What does that mean? Roberts wrote that “Congress may not rely on the President’s information if other sources could reasonably provide Congress the information it needs in light of its particular legislative objective.” Moreover, “courts should insist on a subpoena no broader than reasonably necessary to support Congress’s legislative objective.” They should also “be attentive to the nature of the evidence offered by Congress to establish that a subpoena advances a valid legislative purpose. The more detailed and substantial the evidence of Congress’s legislative purpose, the better.” Finally, “courts should be careful to assess the burdens imposed on the President by a subpoena,” although “burdens on the President’s time and attention … generally do not cross constitutional lines.”
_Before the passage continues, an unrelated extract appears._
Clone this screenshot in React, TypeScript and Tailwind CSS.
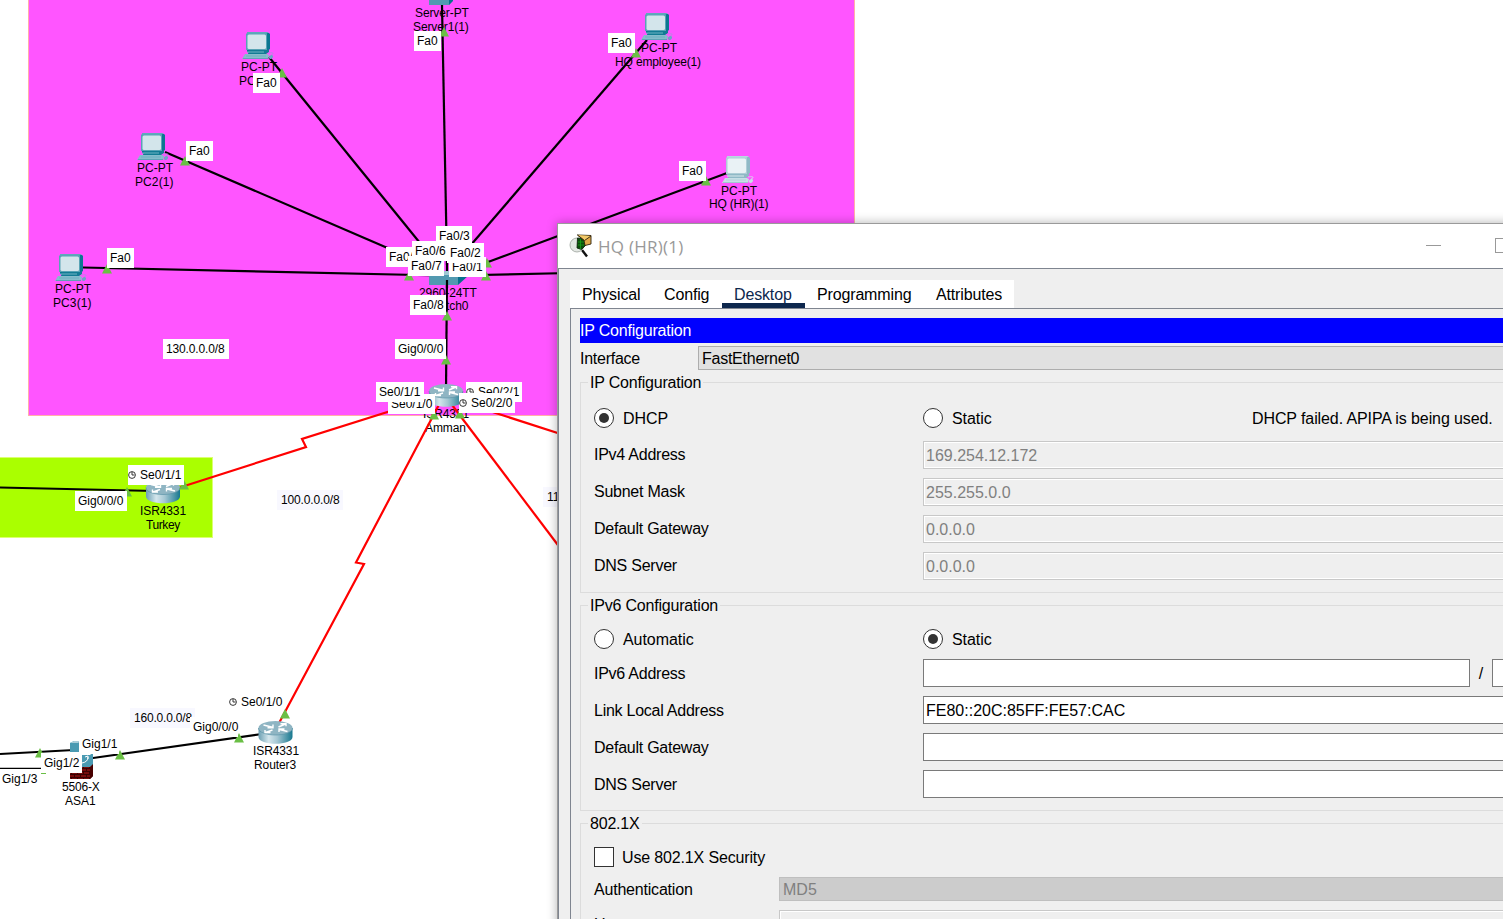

In practice, this test probably means that Congress can subpoena the president’s financial records so long as it provides a thorough, rigorous, and plausible justification for its actions. Did Congress do so here? It seems likely, since the House did put forth a strong argument that it needs these records to craft important legislation. We don’t know for sure, though, because Roberts sent the case back down to the lower courts to apply this new standard. That process will take months, and it seems doubtful that it will be complete before November, or even January. There is, in other words, a very good chance that this Congress will never get its hands on Trump’s records.
Vance and Mazars are, in sum, a triumph for opponents of unbridled and monarchical executive power. They are also a political setback for Trump’s foes, though Vance, at least, may well be a brief one. Roberts has once again threaded the needle, upholding basic rule of law principles while preventing his court from taking sides in a fight between the House and the president. If the chief justice’s goal was to remove the Supreme Court from the political fray to the greatest extent possible, he has succeeded brilliantly.